By this time I had been Wiccan for several years, but didn’t know anything about Norse Paganism. I couple of months later, I would meet an Asatruar for the first time, who just happened to be a follower of Odin. Before we parted ways for what would prove to be the final time, he carved and gifted to me a gorgeous image of Odin riding Sleipnir, out of a coconut shell. I treasured it and kept in on my altar until sadly, the fire which prompted my move to Texas, destroyed it and everything else I owned at the time.
As far as Loki is concerned, he didn’t leave after I abandoned the manga, nor did he leave when Odin did, which was around the time my Asatruar friend moved away. The god stuck around and was quite good company for a long time. I studied his myths and some of Odin’s, and was increasingly drawn in by him. I set up an altar to him and made regular offerings of flowers and poetry. I was falling in love with him, there’s no doubt about it.

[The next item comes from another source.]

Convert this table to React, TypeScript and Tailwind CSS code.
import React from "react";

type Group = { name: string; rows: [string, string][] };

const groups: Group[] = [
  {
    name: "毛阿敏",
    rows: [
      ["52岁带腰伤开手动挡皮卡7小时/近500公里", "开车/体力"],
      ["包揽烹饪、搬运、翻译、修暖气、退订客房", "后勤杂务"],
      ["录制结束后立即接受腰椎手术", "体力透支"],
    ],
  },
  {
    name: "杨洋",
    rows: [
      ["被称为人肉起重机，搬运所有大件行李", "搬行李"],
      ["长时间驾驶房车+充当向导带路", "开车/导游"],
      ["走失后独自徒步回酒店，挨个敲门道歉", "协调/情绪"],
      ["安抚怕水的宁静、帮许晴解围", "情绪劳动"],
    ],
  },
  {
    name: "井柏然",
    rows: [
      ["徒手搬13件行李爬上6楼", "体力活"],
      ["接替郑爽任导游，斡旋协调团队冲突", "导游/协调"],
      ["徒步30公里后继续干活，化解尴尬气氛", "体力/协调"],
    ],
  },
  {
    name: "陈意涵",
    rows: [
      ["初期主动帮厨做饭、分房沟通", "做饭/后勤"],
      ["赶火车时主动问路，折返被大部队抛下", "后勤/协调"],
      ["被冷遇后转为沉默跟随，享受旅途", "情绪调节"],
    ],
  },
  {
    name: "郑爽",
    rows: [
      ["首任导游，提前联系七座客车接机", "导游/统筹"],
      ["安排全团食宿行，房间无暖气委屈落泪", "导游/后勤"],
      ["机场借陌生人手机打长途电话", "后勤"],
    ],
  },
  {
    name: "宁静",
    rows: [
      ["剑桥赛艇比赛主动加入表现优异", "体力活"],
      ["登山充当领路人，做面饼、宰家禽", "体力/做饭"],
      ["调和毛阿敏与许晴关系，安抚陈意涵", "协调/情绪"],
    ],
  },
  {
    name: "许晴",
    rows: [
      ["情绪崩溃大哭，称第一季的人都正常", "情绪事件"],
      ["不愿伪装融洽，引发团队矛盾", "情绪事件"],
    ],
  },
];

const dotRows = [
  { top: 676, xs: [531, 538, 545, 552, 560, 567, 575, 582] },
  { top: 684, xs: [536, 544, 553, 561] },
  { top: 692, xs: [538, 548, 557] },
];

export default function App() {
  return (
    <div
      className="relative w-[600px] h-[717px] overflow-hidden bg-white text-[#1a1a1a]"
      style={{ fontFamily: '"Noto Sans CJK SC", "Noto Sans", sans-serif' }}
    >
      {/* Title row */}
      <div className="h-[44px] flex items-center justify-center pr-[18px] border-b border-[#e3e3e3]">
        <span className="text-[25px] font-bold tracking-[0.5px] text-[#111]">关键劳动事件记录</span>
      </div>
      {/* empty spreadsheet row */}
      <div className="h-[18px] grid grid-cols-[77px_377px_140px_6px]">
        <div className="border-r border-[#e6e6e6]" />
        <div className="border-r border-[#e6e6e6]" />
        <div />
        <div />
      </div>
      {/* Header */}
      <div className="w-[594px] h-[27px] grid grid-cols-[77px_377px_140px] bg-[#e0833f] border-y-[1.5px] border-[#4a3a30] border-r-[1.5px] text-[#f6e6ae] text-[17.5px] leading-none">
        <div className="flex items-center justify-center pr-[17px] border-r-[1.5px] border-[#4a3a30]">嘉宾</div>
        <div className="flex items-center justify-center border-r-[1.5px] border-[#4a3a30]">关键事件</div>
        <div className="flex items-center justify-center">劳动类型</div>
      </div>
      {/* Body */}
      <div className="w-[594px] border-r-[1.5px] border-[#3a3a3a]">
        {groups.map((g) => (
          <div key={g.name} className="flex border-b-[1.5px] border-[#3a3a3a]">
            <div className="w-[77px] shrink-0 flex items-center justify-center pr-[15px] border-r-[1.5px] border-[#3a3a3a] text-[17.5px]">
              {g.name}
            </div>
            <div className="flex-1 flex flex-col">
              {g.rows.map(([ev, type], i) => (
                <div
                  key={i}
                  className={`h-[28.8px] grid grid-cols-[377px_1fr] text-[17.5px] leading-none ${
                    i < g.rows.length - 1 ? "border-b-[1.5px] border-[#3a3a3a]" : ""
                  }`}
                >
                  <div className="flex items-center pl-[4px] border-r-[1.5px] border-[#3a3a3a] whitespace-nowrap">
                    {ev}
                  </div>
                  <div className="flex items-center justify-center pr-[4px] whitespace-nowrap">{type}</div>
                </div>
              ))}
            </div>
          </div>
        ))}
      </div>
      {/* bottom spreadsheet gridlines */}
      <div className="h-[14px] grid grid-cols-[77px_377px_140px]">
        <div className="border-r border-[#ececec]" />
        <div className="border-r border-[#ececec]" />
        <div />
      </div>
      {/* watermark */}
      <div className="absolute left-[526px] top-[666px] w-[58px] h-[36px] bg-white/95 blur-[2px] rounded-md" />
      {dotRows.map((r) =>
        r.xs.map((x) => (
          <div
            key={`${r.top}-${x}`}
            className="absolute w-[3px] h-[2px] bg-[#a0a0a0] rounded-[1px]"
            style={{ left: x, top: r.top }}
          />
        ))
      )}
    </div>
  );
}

Then, when I met the man who I would later marry, Loki took an instant dislike to him, and attempted to destroy the relationship. No, that’s not quite true. I meant to say, he blew it the fuck up. Scared the shit out of me.
After everything died down, I patched things up with the future hubby, and I haven’t been able to have anything to do with Loki since, even though I still feel that charismatic draw that only he has. Also, because of our history (mostly the fact that I am apparently compatible enough with the god to actually fall in love with him) Apollon has forbidden me to speak to, or in any way make voluntary contact with Loki. Yep, he’s that particular god I think I’ve mentioned before.
So, to answer that Marxist/Atheist/Buddhist dude’s question, even though he’ll never actually read it, no, my belief in and love for the Olympians does not in any way preclude the gods of any other culture, foreign or otherwise. I don’t need to have direct experience of them all just to know that they exist. The fact that they have worshipers, and the fact that we are having discussions like this one, are proof enough.